Recently it was reported that the federal government is suppressing information related to the very unusual spike in Gulf dolphin deaths. Researchers hired as contractors for the federal government objected to the way they were told to keep quiet about their discoveries when they were collecting dead dolphins and studying them for oil contamination.

Trying to block dolphin death information so that it isn't circulated in the press and the public discourse is bad enough, but now the federal government is returning weakened dolphins found stranded to deeper Gulf waters, without allowing them to be studied to discover the cause of all the sudden dolphin deaths. So why push some weakened stranded dolphins back into deeper Gulf waters without studying them first in order to help determine the reasons for their illness and deaths?

As Reuters reported, "Moby Solangi, director for the Institute of Marine Mammal Studies in Mississippi, said returning the dolphins to deeper waters also was undermining efforts to determine who is responsible for the rash of sea animal deaths in Gulf waters." (Source: Reuters.com)

Between February 2010 and April 2011, 406 dolphins were found dead or stranded, according to CNN. In the last three months as many as 200 have been found dead on the shores of Florida, Alabama, Louisiana and Mississippi.

A government official said, "A year after the oil spill, we are still seeing dolphins washing ashore with evidence of oil on them - but it may not be the cause of death." (Source: uk.ibtimes.com)
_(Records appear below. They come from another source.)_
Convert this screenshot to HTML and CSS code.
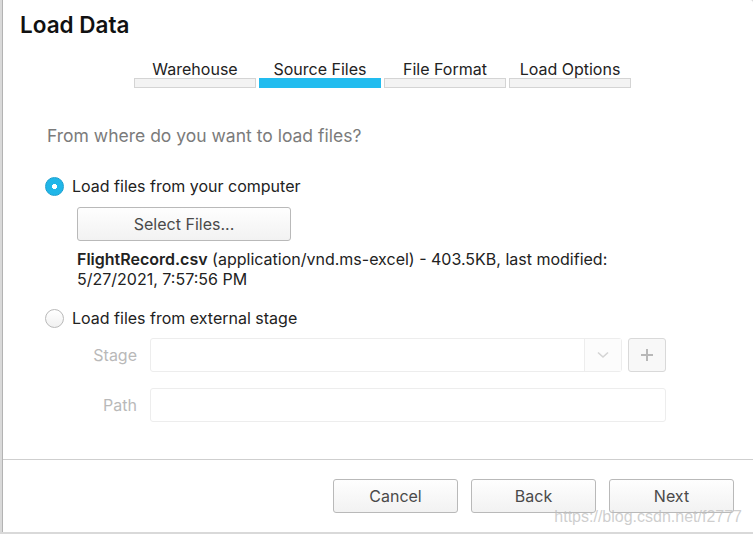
FILE: index.html
```html
<!DOCTYPE html>
<html lang="en">
<head>
<meta charset="utf-8">
<title>Load Data</title>
<link rel="stylesheet" href="styles.css">
</head>
<body>
<div class="dialog">
  <div class="dialog-body">
    <h1 class="title">Load Data</h1>
    <div class="steps">
      <div class="step"><span class="step-label">Warehouse</span><span class="step-bar"></span></div>
      <div class="step active"><span class="step-label">Source Files</span><span class="step-bar"></span></div>
      <div class="step"><span class="step-label">File Format</span><span class="step-bar"></span></div>
      <div class="step"><span class="step-label">Load Options</span><span class="step-bar"></span></div>
    </div>
    <div class="content">
      <p class="question">From where do you want to load files?</p>
      <div class="radio-row">
        <span class="radio checked"></span>
        <span class="radio-label">Load files from your computer</span>
      </div>
      <div class="local">
        <button class="btn select-btn">Select Files...</button>
        <p class="file-info"><b>FlightRecord.csv</b> (application/vnd.ms-excel) - 403.5KB, last modified: 5/27/2021, 7:57:56 PM</p>
      </div>
      <div class="radio-row second">
        <span class="radio"></span>
        <span class="radio-label">Load files from external stage</span>
      </div>
      <div class="stage-grid">
        <span class="field-label">Stage</span>
        <div class="stage-field">
          <div class="select">
            <span class="select-value"></span>
            <span class="select-arrow">
              <svg width="12" height="8" viewBox="0 0 12 8"><path d="M1 1.5 L6 6 L11 1.5" fill="none" stroke="#d4d4d4" stroke-width="1.6"/></svg>
            </span>
          </div>
          <span class="plus-btn">
            <svg width="14" height="14" viewBox="0 0 14 14"><path d="M7 1 V13 M1 7 H13" stroke="#b8b8b8" stroke-width="2"/></svg>
          </span>
        </div>
        <span class="field-label">Path</span>
        <div class="input"></div>
      </div>
    </div>
  </div>
  <div class="footer">
    <button class="btn">Cancel</button>
    <button class="btn">Back</button>
    <button class="btn">Next</button>
  </div>
  <span class="watermark">https://blog.csdn.net/f2777</span>
</div>
</body>
</html>
```
FILE: styles.css
```css
* { box-sizing: border-box; }
html, body { margin: 0; padding: 0; }
body {
  background: #d9d9d9;
  font-family: Inter, "Noto Sans", sans-serif;
  width: 753px;
  height: 534px;
  overflow: hidden;
}
.dialog {
  position: relative;
  margin-left: 2px;
  width: 751px;
  height: 532px;
  background: #fff;
  border-left: 1px solid #b3b3b3;
  border-top-right-radius: 3px;
  display: flex;
  flex-direction: column;
}
.dialog-body { flex: 1; }
.title {
  margin: 0;
  padding: 12px 0 0 17px;
  font-size: 22.5px;
  line-height: 26px;
  font-weight: 600;
  color: #111;
}
.steps {
  margin: 22px 0 0 131px;
  display: grid;
  grid-template-columns: repeat(4, 122px);
  column-gap: 3px;
}
.step { display: flex; flex-direction: column; align-items: center; }
.step-label {
  font-size: 16px;
  line-height: 18px;
  color: #222;
}
.step-bar {
  align-self: stretch;
  height: 10px;
  background: #f3f3f3;
  border: 1px solid #d4d4d4;
}
.step.active .step-bar { background: #22bcef; border-color: #22bcef; }
.content { padding-left: 42px; }
.question {
  margin: 38px 0 0 2px;
  font-size: 17.5px;
  line-height: 20px;
  color: #7b7b7b;
}
.radio-row {
  margin-top: 30px;
  display: flex;
  align-items: center;
  gap: 8px;
  height: 20px;
}
.radio-row.second { margin-top: 19px; }
.radio {
  width: 19px;
  height: 19px;
  border-radius: 50%;
  border: 1px solid #b9b9b9;
  background: linear-gradient(#fff, #f1f1f1);
  flex: none;
}
.radio.checked {
  border-color: #1a9fcf;
  background: radial-gradient(circle, #fff 0 2.3px, #20b6e8 2.8px);
}
.radio-label {
  font-size: 16px;
  line-height: 20px;
  color: #222;
}
.local { padding-left: 32px; }
.btn {
  font-family: Inter, "Noto Sans", sans-serif;
  font-size: 16px;
  color: #4a4a4a;
  height: 34px;
  border: 1px solid #b9b9b9;
  border-radius: 3px;
  background: linear-gradient(#fefefe, #f2f2f2);
  padding: 0;
}
.select-btn { margin-top: 11px; width: 214px; display: block; }
.file-info {
  margin: 8px 0 0;
  width: 580px;
  font-size: 16px;
  line-height: 20px;
  color: #222;
}
.file-info b { font-weight: 600; }
.stage-grid {
  margin-top: 10px;
  width: 621px;
  display: grid;
  grid-template-columns: 92px 1fr;
  column-gap: 13px;
  row-gap: 16px;
  align-items: center;
}
.field-label {
  text-align: right;
  font-size: 16px;
  color: #b9b9b9;
}
.stage-field { display: flex; gap: 6px; }
.select {
  flex: 1;
  height: 34px;
  border: 1px solid #ededed;
  border-radius: 3px;
  display: flex;
}
.select-value { flex: 1; }
.select-arrow {
  width: 37px;
  border-left: 1px solid #ededed;
  background: #fcfcfc;
  display: flex;
  align-items: center;
  justify-content: center;
}
.plus-btn {
  width: 38px;
  height: 34px;
  border: 1px solid #d9d9d9;
  border-radius: 3px;
  background: #f8f8f8;
  display: flex;
  align-items: center;
  justify-content: center;
}
.input {
  height: 34px;
  border: 1px solid #ededed;
  border-radius: 3px;
}
.footer {
  height: 73px;
  border-top: 1px solid #cfcfcf;
  display: flex;
  justify-content: flex-end;
  align-items: center;
  gap: 13px;
  padding-right: 19px;
}
.footer .btn { width: 125px; }
.watermark {
  position: absolute;
  right: 11px;
  bottom: 6px;
  font-family: "Liberation Sans", Arial, sans-serif;
  font-size: 16px;
  color: rgba(190, 190, 190, 0.75);
  pointer-events: none;
}
```
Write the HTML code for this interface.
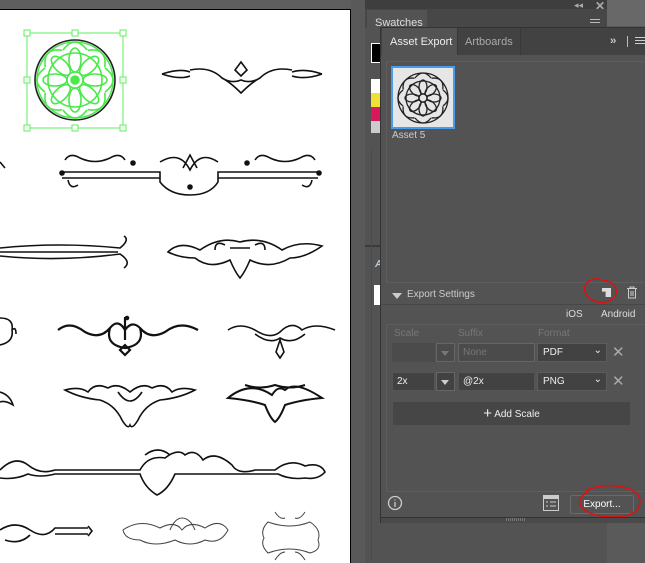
<!DOCTYPE html>
<html><head><style>
*{margin:0;padding:0;box-sizing:border-box}
body{width:645px;height:563px;overflow:hidden;background:#535353;position:relative;font-family:"Liberation Sans",sans-serif;font-size:11px;color:#ddd}
.a{position:absolute}
</style></head><body>
<div class="a" style="left:0;top:0;width:352px;height:9px;background:#5e5e5e"></div>
<div class="a" style="left:0;top:9px;width:351px;height:554px;background:#fff;border-top:1px solid #000;border-right:1px solid #000"></div>
<div class="a" style="left:351px;top:0;width:14px;height:563px;background:#595959"></div>
<svg class="a" style="left:0;top:10px" width="350" height="553" viewBox="0 10 350 553" fill="none" stroke="#111" stroke-width="1.6">
 <g transform="translate(75,80)" stroke="#4be84b">
  <circle r="40" stroke="#222"/><circle r="38"/>
  <circle r="8"/><circle r="4" fill="#4be84b"/>
  <g id="p"><ellipse cx="0" cy="-20" rx="6" ry="12"/><path d="M-12 -30 Q0 -46 12 -30"/></g>
  <use href="#p" transform="rotate(45)"/><use href="#p" transform="rotate(90)"/><use href="#p" transform="rotate(135)"/>
  <use href="#p" transform="rotate(180)"/><use href="#p" transform="rotate(225)"/><use href="#p" transform="rotate(270)"/><use href="#p" transform="rotate(315)"/>
  <circle r="27"/>
 </g>
 <g stroke="#5ef05e" stroke-width="1"><rect x="27" y="33" width="96" height="95"/>
  <g fill="#fff"><rect x="24" y="30" width="6" height="6"/><rect x="72" y="30" width="6" height="6"/><rect x="120" y="30" width="6" height="6"/><rect x="24" y="77" width="6" height="6"/><rect x="120" y="77" width="6" height="6"/><rect x="24" y="125" width="6" height="6"/><rect x="72" y="125" width="6" height="6"/><rect x="120" y="125" width="6" height="6"/></g></g>
 <path d="M162 74 Q180 68 190 72 M190 70 Q210 66 222 78 Q230 82 241 93 Q252 82 260 78 Q272 66 292 70 M292 72 Q305 68 322 74 M162 74 Q180 80 190 76 M292 76 Q305 80 322 74 M222 78 Q232 84 241 80 Q250 84 260 78 M241 62 L235 70 L241 76 L247 70 Z"/>
 <path d="M62 172 H160 V182 Q170 195 190 195 Q210 195 218 182 V172 H318 M62 178 H160 M218 178 H318 M160 162 Q180 150 190 170 Q200 150 218 162 M183 168 L190 155 L197 168 M65 160 Q70 152 80 158 Q95 165 110 158 Q120 152 125 160 M315 160 Q310 152 300 158 Q285 165 270 158 Q260 152 255 160 M68 180 Q70 190 78 185 M312 180 Q310 190 302 185"/>
 <circle cx="62" cy="173" r="2" fill="#111"/><circle cx="319" cy="173" r="2" fill="#111"/><circle cx="133" cy="163" r="2" fill="#111"/><circle cx="247" cy="163" r="2" fill="#111"/><circle cx="190" cy="187" r="2" fill="#111"/>
 <path d="M0 162 L5 168"/>
 <path d="M0 248 Q60 242 120 248 Q130 240 124 236 M0 256 Q60 262 120 254 Q132 262 124 268 M0 252 H118"/>
 <path d="M168 252 Q180 240 200 250 Q220 236 240 242 Q262 236 282 250 Q300 240 322 246 Q305 258 290 258 Q270 270 250 260 Q245 272 240 278 Q235 272 230 260 Q210 270 195 258 Q180 258 168 252 Z M230 248 H250 M215 250 Q215 240 225 245 M265 250 Q265 240 255 245"/>
 <path d="M0 318 Q14 318 12 330 Q14 342 0 345 M12 330 Q16 326 16 334"/>
 <path d="M58 330 Q70 320 85 332 Q100 340 110 328 Q118 318 125 330 Q132 320 140 328 Q150 340 165 332 Q180 320 198 330 M110 328 Q105 345 125 348 Q145 345 140 328 M125 317 L125 340 M125 345 L120 350 L125 355 L130 350 Z" stroke-width="2.2"/>
 <circle cx="127" cy="318" r="1.5" fill="#111"/>
 <path d="M228 330 Q240 322 255 330 Q270 340 280 332 Q292 320 302 330 Q315 322 335 330 M255 334 Q270 345 280 338 Q292 345 305 334 M280 340 L276 352 L280 358 L284 352 Z"/>
 <path d="M0 392 Q10 395 13 405 Q5 400 0 402"/>
 <path d="M65 390 Q80 386 88 392 Q95 382 108 388 Q118 382 130 392 Q142 382 152 388 Q165 382 172 392 Q180 386 195 390 Q180 398 160 400 Q145 405 138 420 Q132 430 130 425 Q128 430 122 420 Q115 405 100 400 Q80 398 65 390 Z M118 392 Q130 410 142 392"/>
 <path d="M228 398 Q250 380 272 395 Q278 385 285 390 Q295 380 322 398 Q300 400 285 405 Q280 418 275 422 Q270 418 265 405 Q250 400 228 398 Z M245 385 Q260 390 275 385 Q290 390 305 385" stroke-width="2"/>
 <path d="M0 470 Q15 455 28 465 Q40 475 55 470 H140 Q148 455 165 458 Q178 448 185 455 Q195 448 203 460 Q215 450 232 465 Q238 475 255 470 H275 Q290 458 305 466 Q320 462 325 472 Q318 480 305 478 Q290 480 278 474 H175 Q168 490 157 495 Q145 488 140 474 H55 Q40 478 28 474 Q15 480 0 478 M145 455 Q158 445 170 455"/>
 <path d="M0 530 Q15 520 30 530 Q45 540 55 528 H88 M55 534 H88 M88 526 L92 531 L88 536 M5 540 Q20 545 30 535"/>
 <path d="M123 530 Q140 518 160 528 Q175 520 182 530 Q190 520 205 528 Q220 518 228 530 Q220 545 205 540 Q190 548 175 540 Q155 548 140 540 Q125 540 123 530 Z M170 530 Q175 518 182 518 Q190 518 195 530" stroke="#444" stroke-width="1"/>
 <path d="M268 522 Q290 530 310 522 Q322 530 318 540 Q322 550 310 553 Q290 545 268 553 Q260 545 264 538 Q260 530 268 522 Z M275 512 Q280 520 285 518 M305 512 Q300 520 295 518 M275 560 Q280 552 285 552 M305 560 Q300 552 295 552" stroke="#444" stroke-width="1"/>
</svg>
<div class="a" style="left:365px;top:0;width:242px;height:9px;background:#3e3e3e"></div>
<div class="a" style="left:574px;top:0;color:#aaa;font-size:9px">◂◂</div>
<div class="a" style="left:595px;top:-1px;color:#aaa;font-size:12px;font-weight:bold">✕</div>
<div class="a" style="left:365px;top:9px;width:242px;height:19px;background:#474747"></div>
<div class="a" style="left:367px;top:10px;width:60px;height:18px;background:#535353"></div>
<div class="a" style="left:375px;top:17px;font-size:11px;color:#ddd">Swatches</div>
<div class="a" style="left:590px;top:19px;width:10px;height:1px;background:#bbb;box-shadow:0 3px #bbb"></div>
<div class="a" style="left:607px;top:0;width:38px;height:26px;background:#686868"></div>
<div class="a" style="left:607px;top:26px;width:38px;height:537px;background:#5a5a5a"></div>
<div class="a" style="left:371px;top:43px;width:10px;height:20px;background:#000;border:1px solid #fff"></div>
<div class="a" style="left:371px;top:79px;width:10px;height:14px;background:#fff"></div>
<div class="a" style="left:371px;top:93px;width:10px;height:14px;background:#eee236"></div>
<div class="a" style="left:371px;top:107px;width:10px;height:14px;background:#d8175c"></div>
<div class="a" style="left:371px;top:121px;width:10px;height:12px;background:#ccc"></div>
<div class="a" style="left:365px;top:245px;width:16px;height:2px;background:#3a3a3a"></div>
<div class="a" style="left:375px;top:259px;font-size:10px;color:#bcd;font-style:italic;font-weight:bold">A</div>
<div class="a" style="left:374px;top:285px;width:7px;height:20px;background:#fff"></div>
<div class="a" style="left:371px;top:150px;width:1px;height:410px;background:#4a4a4a"></div>
<div class="a" style="left:380px;top:27px;width:265px;height:496px;background:#535353;border:1px solid #333;border-right:none"></div>
<div class="a" style="left:381px;top:28px;width:264px;height:27px;background:#424242"></div>
<div class="a" style="left:382px;top:28px;width:75px;height:27px;background:#535353"></div>
<div class="a" style="left:390px;top:36px;color:#eee;font-size:11px">Asset Export</div>
<div class="a" style="left:457px;top:28px;width:1px;height:27px;background:#383838"></div>
<div class="a" style="left:465px;top:36px;color:#aaa;font-size:11px">Artboards</div>
<div class="a" style="left:520px;top:28px;width:1px;height:27px;background:#383838"></div>
<div class="a" style="left:610px;top:35px;color:#ccc;font-size:11px;font-weight:bold;letter-spacing:-1px">››</div>
<div class="a" style="left:627px;top:36px;width:1px;height:11px;background:#bbb"></div>
<div class="a" style="left:635px;top:37px;width:10px;height:1px;background:#ccc;box-shadow:0 3px #ccc,0 6px #ccc"></div>
<div class="a" style="left:386px;top:61px;width:259px;height:222px;border:1px solid #5e5e5e;border-right:none;border-radius:2px"></div>
<div class="a" style="left:391px;top:66px;width:64px;height:63px;border:2px solid #4a9be8;background:#e6e6e6"></div>
<svg class="a" style="left:393px;top:68px" width="60" height="59" viewBox="-30 -30 60 59" fill="none" stroke="#222" stroke-width="1.3">
 <circle r="25"/><circle r="4"/><circle r="17"/>
 <g id="q"><ellipse cx="0" cy="-11" rx="4" ry="7"/><path d="M-8 -20 Q0 -30 8 -20"/></g>
 <use href="#q" transform="rotate(45)"/><use href="#q" transform="rotate(90)"/><use href="#q" transform="rotate(135)"/><use href="#q" transform="rotate(180)"/><use href="#q" transform="rotate(225)"/><use href="#q" transform="rotate(270)"/><use href="#q" transform="rotate(315)"/>
</svg>
<div class="a" style="left:392px;top:130px;color:#ccc;font-size:10px">Asset 5</div>
<div class="a" style="left:392px;top:293px;width:0;height:0;border-left:5px solid transparent;border-right:5px solid transparent;border-top:6px solid #ccc"></div>
<div class="a" style="left:407px;top:289px;color:#ccc;font-size:10px">Export Settings</div>
<div class="a" style="left:602px;top:288px;width:9px;height:9px;background:#ddd;clip-path:polygon(0 0,100% 0,100% 100%,40% 100%,40% 40%,0 40%)"></div>
<svg class="a" style="left:626px;top:286px" width="12" height="13" fill="none" stroke="#ccc" stroke-width="1"><path d="M1 2.5H11M4 2.5V1H8V2.5M2.5 3V12H9.5V3M5 5V10M7 5V10"/></svg>
<svg class="a" style="left:580px;top:276px" width="40" height="30" fill="none" stroke="#e01010" stroke-width="1.5"><path d="M20 3 Q8 2 5 10 Q3 22 18 26 Q32 28 36 18 Q38 6 22 4"/></svg>
<div class="a" style="left:381px;top:304px;width:264px;height:1px;background:#474747"></div>
<div class="a" style="left:566px;top:309px;color:#ddd;font-size:10px">iOS</div>
<div class="a" style="left:601px;top:309px;color:#ddd;font-size:10px">Android</div>
<div class="a" style="left:386px;top:324px;width:259px;height:168px;border:1px solid #5e5e5e;border-right:none;border-radius:2px"></div>
<div class="a" style="left:394px;top:328px;color:#777;font-size:10px">Scale</div>
<div class="a" style="left:458px;top:328px;color:#777;font-size:10px">Suffix</div>
<div class="a" style="left:538px;top:328px;color:#777;font-size:10px">Format</div>
<div class="a" style="left:392px;top:343px;width:43px;height:19px;background:#4b4b4b"></div>
<div class="a" style="left:436px;top:343px;width:19px;height:19px;border:1px solid #666;background:#4b4b4b"></div>
<div class="a" style="left:441px;top:351px;border-left:4px solid transparent;border-right:4px solid transparent;border-top:5px solid #777"></div>
<div class="a" style="left:458px;top:343px;width:77px;height:19px;border:1px solid #666;background:#4b4b4b;color:#777;padding:3px 4px;font-size:10px">None</div>
<div class="a" style="left:537px;top:343px;width:70px;height:19px;border:1px solid #5c5c5c;background:#424242;color:#eee;padding:3px 5px;font-size:10px">PDF<span style="position:absolute;right:4px;top:1px;font-size:10px">⌄</span></div>
<div class="a" style="left:612px;top:343px;color:#aaa;font-size:15px">✕</div>
<div class="a" style="left:392px;top:372px;width:43px;height:19px;border:1px solid #555;background:#424242;color:#eee;padding:3px 4px;font-size:10px">2x</div>
<div class="a" style="left:436px;top:372px;width:19px;height:19px;border:1px solid #666;background:#424242"></div>
<div class="a" style="left:441px;top:380px;border-left:4px solid transparent;border-right:4px solid transparent;border-top:5px solid #ccc"></div>
<div class="a" style="left:458px;top:372px;width:77px;height:19px;border:1px solid #555;background:#424242;color:#eee;padding:3px 4px;font-size:10px">@2x</div>
<div class="a" style="left:537px;top:372px;width:70px;height:19px;border:1px solid #5c5c5c;background:#424242;color:#eee;padding:3px 5px;font-size:10px">PNG<span style="position:absolute;right:4px;top:1px;font-size:10px">⌄</span></div>
<div class="a" style="left:612px;top:372px;color:#aaa;font-size:15px">✕</div>
<div class="a" style="left:393px;top:402px;width:237px;height:23px;background:#464646;color:#eee;font-size:10px;text-align:center;line-height:23px"><span style="font-size:15px;vertical-align:-1px">+</span> Add Scale</div>
<svg class="a" style="left:387px;top:495px" width="16" height="16" fill="none" stroke="#ccc" stroke-width="1.3"><circle cx="8" cy="8" r="6.5"/><path d="M8 7V12M8 4.5V5.5"/></svg>
<svg class="a" style="left:543px;top:495px" width="17" height="16"><rect x="0.5" y="0.5" width="15" height="15" fill="none" stroke="#ccc"/><rect x="0" y="0" width="16" height="4" fill="#ccc"/><path d="M3 7H5M7 7H13M3 11H5M7 11H13" stroke="#ccc"/></svg>
<div class="a" style="left:570px;top:495px;width:64px;height:19px;border:1px solid #6a6a6a;border-radius:2px;color:#fff;font-size:10px;text-align:center;line-height:17px">Export...</div>
<svg class="a" style="left:575px;top:483px" width="70" height="40" fill="none" stroke="#e01010" stroke-width="1.5"><path d="M10 8 Q30 -2 55 6 Q68 12 64 24 Q58 35 35 34 Q12 33 5 22 Q3 14 14 8"/></svg>
<div class="a" style="left:381px;top:517px;width:264px;height:6px;background:#4a4a4a;border-top:1px solid #333"></div>
<div class="a" style="left:506px;top:518px;width:20px;height:3px;background:repeating-linear-gradient(90deg,#777 0 1px,transparent 1px 2px)"></div>
</body></html>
Is it just more government ineptitude we are seeing, or is there some intention to confuse the situation further, by studying some dolphins but not others, meanwhile suppressing information about the ones that are studied? It seems politics could be a deciding factor, as the current White House administration has much to lose if it becomes public knowledge the government played a role in suppressing information about oil dolphin deaths - especially since they declared many months ago that most of the oil had simply disappeared.